Christchurch strikes me as a very quiet, sleepy little town. As I walked about in the early evening, everything was closing down and the streets were quickly becoming deserted. Every seemingly interesting place was shut tight, and I was beginning to give up hope that I'd do anything that evening other than schoolwork at the hostel. Finally, I saw a tiny corner of a stained-glass window through some casually thrown-open doors . . . I'd stumbled upon Christchurch's Arts Centre, which was not the single modern-looking building I had imagined but a series of academic-gothic buildings, towers, and courtyards: extraordinarily reminiscent of Princeton, leaving me slightly nostalgic for home. Although most of the shops and exhibits had closed, I was more than content simply to walk around the vaulted archways and cloisters. There was, however, one artisan still peddling her beautiful handmade jewelry in one small room, a barely noticeable open door leading off the north courtyard. After I complimented her work, she struck up a conversation which turned out to be fascinating. I talked to this 50-something woman, a complete stranger, at length about my travels, my studies, and my career plans; from there the conversation turned to her daughter (a chemical engineer), her business, other study-abroad students she'd met, and even things she'd learned from the geneology of herself she'd recently paid someone to do. She asked my name and my heritage, and after noting my dark eyes, dark hair, and skin tone, assured me that if I traced back far enough I was likely to find something Middle Eastern. Because, after all, "you never know about these things."
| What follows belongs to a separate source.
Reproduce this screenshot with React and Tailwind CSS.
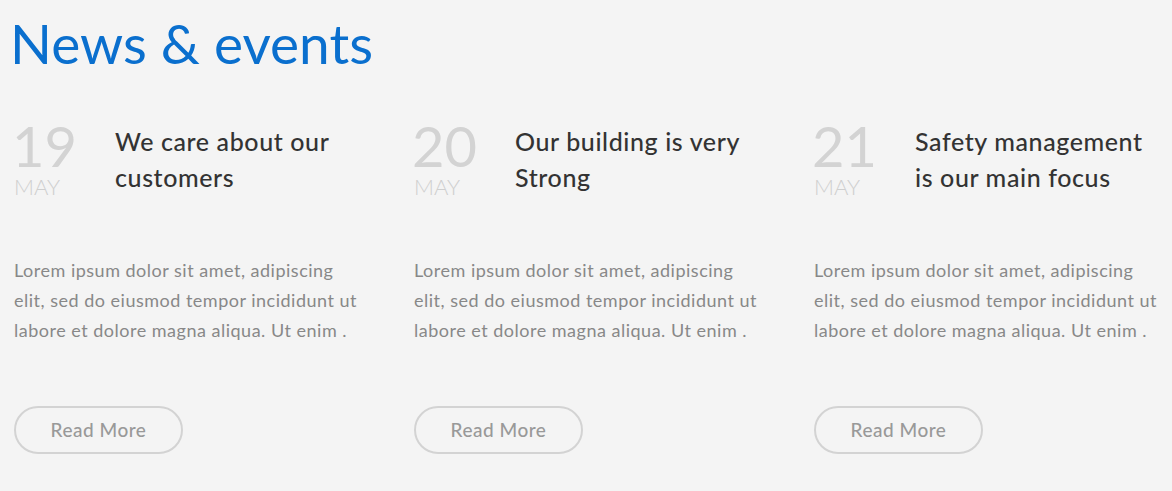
import React from "react";

const posts = [
  { day: "19", month: "MAY", title: ["We care about our", "customers"] },
  { day: "20", month: "MAY", title: ["Our building is very", "Strong"] },
  { day: "21", month: "MAY", title: ["Safety management", "is our main focus"] },
];

const PostCard = ({ post }) => {
  return (
    <div className="w-[400px] shrink-0">
      <div className="flex h-[137px]">
        <div className="w-[101px] shrink-0 flex flex-col">
          <span className="text-[56px] leading-[52px] font-normal text-[#d3d3d3] -ml-[2px] pt-[2px]">{post.day}</span>
          <span className="text-[22px] leading-[22px] font-light text-[#cfcfcf] mt-[4px]">{post.month}</span>
        </div>
        <h3 className="text-[25px] leading-[36px] font-medium tracking-[0.6px] text-[#333] pt-[5px]">
          {post.title[0]}
          <br />
          {post.title[1]}
        </h3>
      </div>
      <p className="text-[18px] leading-[30px] tracking-[0.5px] text-[#888] h-[151px]">
        Lorem ipsum dolor sit amet, adipiscing
        <br />
        elit, sed do eiusmod tempor incididunt ut
        <br />
        labore et dolore magna aliqua. Ut enim .
      </p>
      <button className="w-[169px] h-[48px] rounded-full border-2 border-[#d3d3d3] text-[19px] tracking-[0.5px] text-[#999] font-medium">
        Read More
      </button>
    </div>
  );
};

const App = () => {
  return (
    <div className="w-[1172px] h-[491px] overflow-hidden bg-[#f4f4f4] font-['Lato',sans-serif]">
      <h1 className="text-[55px] leading-[60px] text-[#0a6fce] pl-[10px] pt-[13px]">News &amp; events</h1>
      <div className="flex pl-[14px] pt-[45px]">
        {posts.map((post) => (
          <PostCard key={post.day} post={post} />
        ))}
      </div>
    </div>
  );
};

export default App;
From there I stopped for coffee at a small theater specialising in newly written plays, and then went to see a movie at a small cinema in the Arts Centre. The film, a slightly-better-than-mediocre indie flick entitled "Before the Rains," was set in 1930s Kerala (a place in South India that's near and dear to my heart-- shout out to my infy friends!). It featured what seemed to be a washed-up, one-dimensional love story of a forbidden affair between a married British planter and his married Indian serving girl. However, it redeemed itself slightly as it quickly devolved into a psychological mindgame of violence, tradgedy, and cover-ups. Wouldn't see it again, but it was worth thirteen bucks.

I quickly covered the sevenish blocks back to the hostel, where I intended to make myself some dinner. However, as soon as I got to the kitchen, another guy at the hostel flagged me down and started a conversation. Mark, from south England, had been here for six months and was looking to move here permanently, trying to find a job in "scaffolding." We talked about the world and how big it was, and he told stories of his time in Australia and Southeast Asia. We both agreed that travelling on a shoestring budget-- hostelling, backpacking, and budgeting your way around-- was really what made the experience of travel so compelling.

Since it's now about 11:00pm, I should think about heading for bed-- I have a 7am bus to catch! However, it's definitely been an interesting day. Whale watching in Kaikoura tomorrow; I can't wait!